Below is some material; set it all down exactly, apart from the pictures.
··· Recorded information
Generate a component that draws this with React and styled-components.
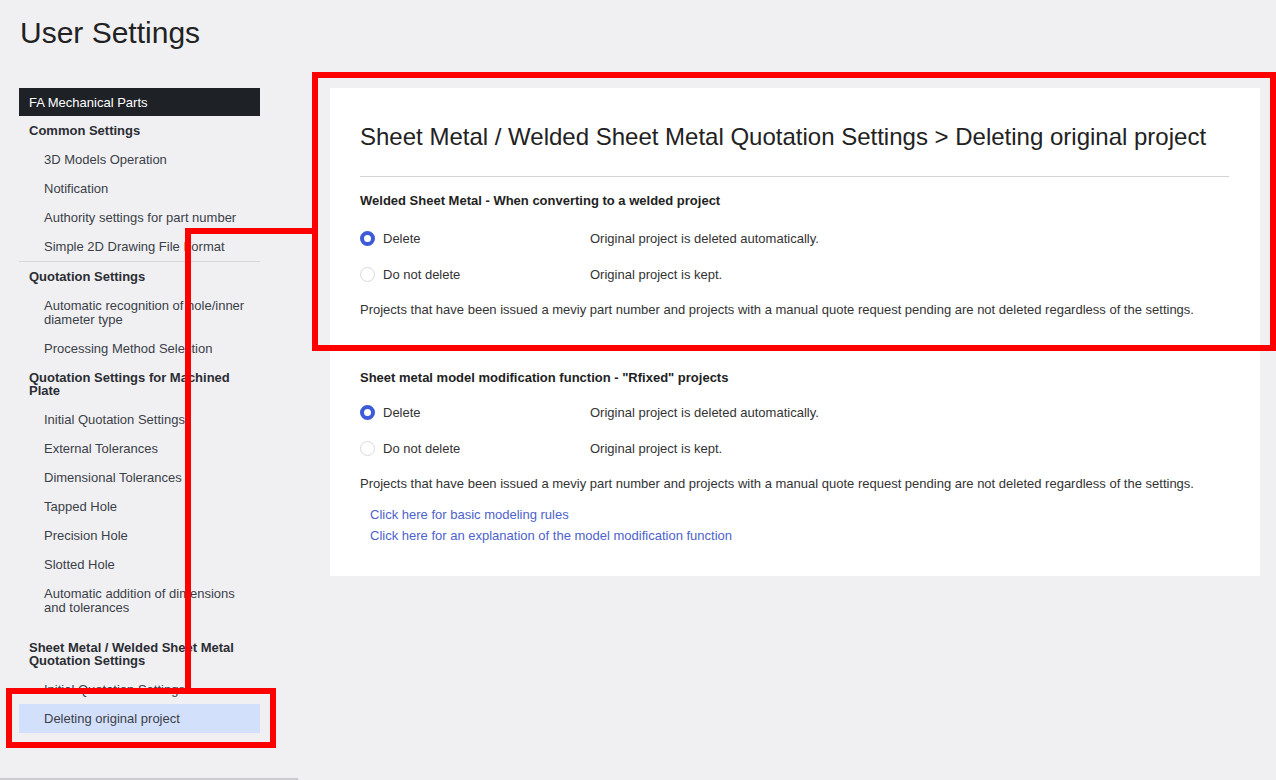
import React from "react";
import styled, { createGlobalStyle } from "styled-components";

const GlobalStyle = createGlobalStyle`
  html, body {
    margin: 0;
    padding: 0;
    background: #f0f0f3;
  }
  body {
    font-family: "Liberation Sans", Arial, sans-serif;
    color: #333;
  }
  * { box-sizing: border-box; }
`;

const Page = styled.div`
  position: relative;
  display: flex;
  flex-direction: column;
  height: 780px;
  overflow: hidden;
`;

const PageTitle = styled.h1`
  margin: 15px 0 0 20px;
  font-size: 30px;
  line-height: 36px;
  font-weight: 400;
  color: #222;
`;

const Body = styled.div`
  flex: 1;
  display: flex;
  margin-top: 37px;
`;

const Aside = styled.aside`
  width: 298px;
  flex-shrink: 0;
  padding-left: 19px;
  border-bottom: 2px solid #cbcbcf;
`;

const Nav = styled.nav`
  width: 241px;
  display: flex;
  flex-direction: column;
`;

const NavRoot = styled.div`
  height: 28px;
  padding-left: 10px;
  display: flex;
  align-items: center;
  background: #1e2126;
  color: #fff;
  font-size: 13px;
`;

const NavGroup = styled.div`
  display: flex;
  flex-direction: column;
  border-top: ${(p) => (p.$divider ? "1px solid #d6d6da" : "none")};
  margin-top: ${(p) => p.$gap || 0}px;
`;

const GroupTitle = styled.div`
  padding: 8px 20px 8px 10px;
  font-size: 13px;
  line-height: 13px;
  font-weight: 700;
  color: #2b2d33;
`;

const NavItem = styled.a`
  display: block;
  padding: 7.5px 8px 7.5px 25px;
  font-size: 13px;
  line-height: 14px;
  color: #3b3f47;
  text-decoration: none;
  background: ${(p) => (p.$active ? "#d3e0fc" : "transparent")};
`;

const Main = styled.main`
  flex: 1;
  padding: 0 16px 0 32px;
`;

const Card = styled.section`
  background: #fff;
  padding: 35px 31px 30px 30px;
`;

const CardTitle = styled.h2`
  margin: 0;
  font-size: 24px;
  line-height: 28px;
  font-weight: 400;
  color: #222;
`;

const Rule = styled.hr`
  margin: 25px 0 16px;
  border: none;
  border-top: 1px solid #d4d4d8;
`;

const Section = styled.div`
  & + & {
    margin-top: 52px;
  }
`;

const SectionTitle = styled.h3`
  margin: 0 0 ${(p) => (p.$tight ? 8 : 11)}px;
  font-size: 13px;
  line-height: 16px;
  font-weight: 700;
  color: #222;
`;

const OptionRow = styled.label`
  display: flex;
  align-items: center;
  height: 36px;
  font-size: 13px;
  color: #333;
`;

const OptionName = styled.span`
  display: flex;
  align-items: center;
  gap: 8px;
  width: 230px;
`;

const Radio = styled.span`
  width: 15px;
  height: 15px;
  border-radius: 50%;
  flex-shrink: 0;
  background: #fff;
  border: ${(p) => (p.$checked ? "4px solid #3d5bd9" : "1px solid #d9d9dc")};
`;

const Note = styled.p`
  margin: 10px 0 0;
  font-size: 13px;
  line-height: 16px;
  color: #333;
`;

const Links = styled.div`
  display: flex;
  flex-direction: column;
  margin-top: 12px;
  padding-left: 10px;
`;

const HelpLink = styled.a`
  font-size: 13px;
  line-height: 21px;
  color: #4d62cc;
  text-decoration: none;
`;

// red markers drawn on top of the page
const Marker = styled.div`
  position: absolute;
  border: 6px solid #ff0000;
  pointer-events: none;
`;

const MarkerLine = styled.div`
  position: absolute;
  background: #ff0000;
  pointer-events: none;
`;

const menu = [
  {
    title: "Common Settings",
    items: [
      "3D Models Operation",
      "Notification",
      "Authority settings for part number",
      "Simple 2D Drawing File Format",
    ],
  },
  {
    title: "Quotation Settings",
    divider: true,
    items: [
      "Automatic recognition of hole/inner diameter type",
      "Processing Method Selection",
    ],
  },
  {
    title: "Quotation Settings for Machined Plate",
    items: [
      "Initial Quotation Settings",
      "External Tolerances",
      "Dimensional Tolerances",
      "Tapped Hole",
      "Precision Hole",
      "Slotted Hole",
      "Automatic addition of dimensions and tolerances",
    ],
  },
  {
    title: "Sheet Metal / Welded Sheet Metal Quotation Settings",
    gap: 11,
    items: ["Initial Quotation Settings", "Deleting original project"],
    active: "Deleting original project",
  },
];

const NOTE =
  "Projects that have been issued a meviy part number and projects with a manual quote request pending are not deleted regardless of the settings.";

function DeleteOptions() {
  return (
    <>
      <OptionRow>
        <OptionName>
          <Radio $checked />
          Delete
        </OptionName>
        Original project is deleted automatically.
      </OptionRow>
      <OptionRow>
        <OptionName>
          <Radio />
          Do not delete
        </OptionName>
        Original project is kept.
      </OptionRow>
      <Note>{NOTE}</Note>
    </>
  );
}

export default function App() {
  return (
    <Page>
      <GlobalStyle />
      <PageTitle>User Settings</PageTitle>
      <Body>
        <Aside>
          <Nav>
            <NavRoot>FA Mechanical Parts</NavRoot>
            {menu.map((group) => (
              <NavGroup key={group.title} $divider={group.divider} $gap={group.gap}>
                <GroupTitle>{group.title}</GroupTitle>
                {group.items.map((item) => (
                  <NavItem key={item} $active={item === group.active}>
                    {item}
                  </NavItem>
                ))}
              </NavGroup>
            ))}
          </Nav>
        </Aside>
        <Main>
          <Card>
            <CardTitle>
              Sheet Metal / Welded Sheet Metal Quotation Settings &gt; Deleting original project
            </CardTitle>
            <Rule />
            <Section>
              <SectionTitle>Welded Sheet Metal - When converting to a welded project</SectionTitle>
              <DeleteOptions />
            </Section>
            <Section>
              <SectionTitle $tight>Sheet metal model modification function - "Rfixed" projects</SectionTitle>
              <DeleteOptions />
              <Links>
                <HelpLink href="#">Click here for basic modeling rules</HelpLink>
                <HelpLink href="#">Click here for an explanation of the model modification function</HelpLink>
              </Links>
            </Section>
          </Card>
        </Main>
      </Body>

      <Marker style={{ left: 312, top: 72, width: 964, height: 279 }} />
      <MarkerLine style={{ left: 185, top: 228, width: 128, height: 6 }} />
      <MarkerLine style={{ left: 185, top: 228, width: 6, height: 462 }} />
      <Marker style={{ left: 6, top: 688, width: 270, height: 60 }} />
    </Page>
  );
}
······
Finished task:
Generate a component that draws this with React and styled-components.
import React from "react";
import styled, { createGlobalStyle } from "styled-components";

const GlobalStyle = createGlobalStyle`
  html, body {
    margin: 0;
    padding: 0;
    background: #f0f0f3;
  }
  body {
    font-family: "Liberation Sans", Arial, sans-serif;
    color: #333;
  }
  * { box-sizing: border-box; }
`;

const Page = styled.div`
  position: relative;
  display: flex;
  flex-direction: column;
  height: 780px;
  overflow: hidden;
`;

const PageTitle = styled.h1`
  margin: 15px 0 0 20px;
  font-size: 30px;
  line-height: 36px;
  font-weight: 400;
  color: #222;
`;

const Body = styled.div`
  flex: 1;
  display: flex;
  margin-top: 37px;
`;

const Aside = styled.aside`
  width: 298px;
  flex-shrink: 0;
  padding-left: 19px;
  border-bottom: 2px solid #cbcbcf;
`;

const Nav = styled.nav`
  width: 241px;
  display: flex;
  flex-direction: column;
`;

const NavRoot = styled.div`
  height: 28px;
  padding-left: 10px;
  display: flex;
  align-items: center;
  background: #1e2126;
  color: #fff;
  font-size: 13px;
`;

const NavGroup = styled.div`
  display: flex;
  flex-direction: column;
  border-top: ${(p) => (p.$divider ? "1px solid #d6d6da" : "none")};
  margin-top: ${(p) => p.$gap || 0}px;
`;

const GroupTitle = styled.div`
  padding: 8px 20px 8px 10px;
  font-size: 13px;
  line-height: 13px;
  font-weight: 700;
  color: #2b2d33;
`;

const NavItem = styled.a`
  display: block;
  padding: 7.5px 8px 7.5px 25px;
  font-size: 13px;
  line-height: 14px;
  color: #3b3f47;
  text-decoration: none;
  background: ${(p) => (p.$active ? "#d3e0fc" : "transparent")};
`;

const Main = styled.main`
  flex: 1;
  padding: 0 16px 0 32px;
`;

const Card = styled.section`
  background: #fff;
  padding: 35px 31px 30px 30px;
`;

const CardTitle = styled.h2`
  margin: 0;
  font-size: 24px;
  line-height: 28px;
  font-weight: 400;
  color: #222;
`;

const Rule = styled.hr`
  margin: 25px 0 16px;
  border: none;
  border-top: 1px solid #d4d4d8;
`;

const Section = styled.div`
  & + & {
    margin-top: 52px;
  }
`;

const SectionTitle = styled.h3`
  margin: 0 0 ${(p) => (p.$tight ? 8 : 11)}px;
  font-size: 13px;
  line-height: 16px;
  font-weight: 700;
  color: #222;
`;

const OptionRow = styled.label`
  display: flex;
  align-items: center;
  height: 36px;
  font-size: 13px;
  color: #333;
`;

const OptionName = styled.span`
  display: flex;
  align-items: center;
  gap: 8px;
  width: 230px;
`;

const Radio = styled.span`
  width: 15px;
  height: 15px;
  border-radius: 50%;
  flex-shrink: 0;
  background: #fff;
  border: ${(p) => (p.$checked ? "4px solid #3d5bd9" : "1px solid #d9d9dc")};
`;

const Note = styled.p`
  margin: 10px 0 0;
  font-size: 13px;
  line-height: 16px;
  color: #333;
`;

const Links = styled.div`
  display: flex;
  flex-direction: column;
  margin-top: 12px;
  padding-left: 10px;
`;

const HelpLink = styled.a`
  font-size: 13px;
  line-height: 21px;
  color: #4d62cc;
  text-decoration: none;
`;

// red markers drawn on top of the page
const Marker = styled.div`
  position: absolute;
  border: 6px solid #ff0000;
  pointer-events: none;
`;

const MarkerLine = styled.div`
  position: absolute;
  background: #ff0000;
  pointer-events: none;
`;

const menu = [
  {
    title: "Common Settings",
    items: [
      "3D Models Operation",
      "Notification",
      "Authority settings for part number",
      "Simple 2D Drawing File Format",
    ],
  },
  {
    title: "Quotation Settings",
    divider: true,
    items: [
      "Automatic recognition of hole/inner diameter type",
      "Processing Method Selection",
    ],
  },
  {
    title: "Quotation Settings for Machined Plate",
    items: [
      "Initial Quotation Settings",
      "External Tolerances",
      "Dimensional Tolerances",
      "Tapped Hole",
      "Precision Hole",
      "Slotted Hole",
      "Automatic addition of dimensions and tolerances",
    ],
  },
  {
    title: "Sheet Metal / Welded Sheet Metal Quotation Settings",
    gap: 11,
    items: ["Initial Quotation Settings", "Deleting original project"],
    active: "Deleting original project",
  },
];

const NOTE =
  "Projects that have been issued a meviy part number and projects with a manual quote request pending are not deleted regardless of the settings.";

function DeleteOptions() {
  return (
    <>
      <OptionRow>
        <OptionName>
          <Radio $checked />
          Delete
        </OptionName>
        Original project is deleted automatically.
      </OptionRow>
      <OptionRow>
        <OptionName>
          <Radio />
          Do not delete
        </OptionName>
        Original project is kept.
      </OptionRow>
      <Note>{NOTE}</Note>
    </>
  );
}

export default function App() {
  return (
    <Page>
      <GlobalStyle />
      <PageTitle>User Settings</PageTitle>
      <Body>
        <Aside>
          <Nav>
            <NavRoot>FA Mechanical Parts</NavRoot>
            {menu.map((group) => (
              <NavGroup key={group.title} $divider={group.divider} $gap={group.gap}>
                <GroupTitle>{group.title}</GroupTitle>
                {group.items.map((item) => (
                  <NavItem key={item} $active={item === group.active}>
                    {item}
                  </NavItem>
                ))}
              </NavGroup>
            ))}
          </Nav>
        </Aside>
        <Main>
          <Card>
            <CardTitle>
              Sheet Metal / Welded Sheet Metal Quotation Settings &gt; Deleting original project
            </CardTitle>
            <Rule />
            <Section>
              <SectionTitle>Welded Sheet Metal - When converting to a welded project</SectionTitle>
              <DeleteOptions />
            </Section>
            <Section>
              <SectionTitle $tight>Sheet metal model modification function - "Rfixed" projects</SectionTitle>
              <DeleteOptions />
              <Links>
                <HelpLink href="#">Click here for basic modeling rules</HelpLink>
                <HelpLink href="#">Click here for an explanation of the model modification function</HelpLink>
              </Links>
            </Section>
          </Card>
        </Main>
      </Body>

      <Marker style={{ left: 312, top: 72, width: 964, height: 279 }} />
      <MarkerLine style={{ left: 185, top: 228, width: 128, height: 6 }} />
      <MarkerLine style={{ left: 185, top: 228, width: 6, height: 462 }} />
      <Marker style={{ left: 6, top: 688, width: 270, height: 60 }} />
    </Page>
  );
}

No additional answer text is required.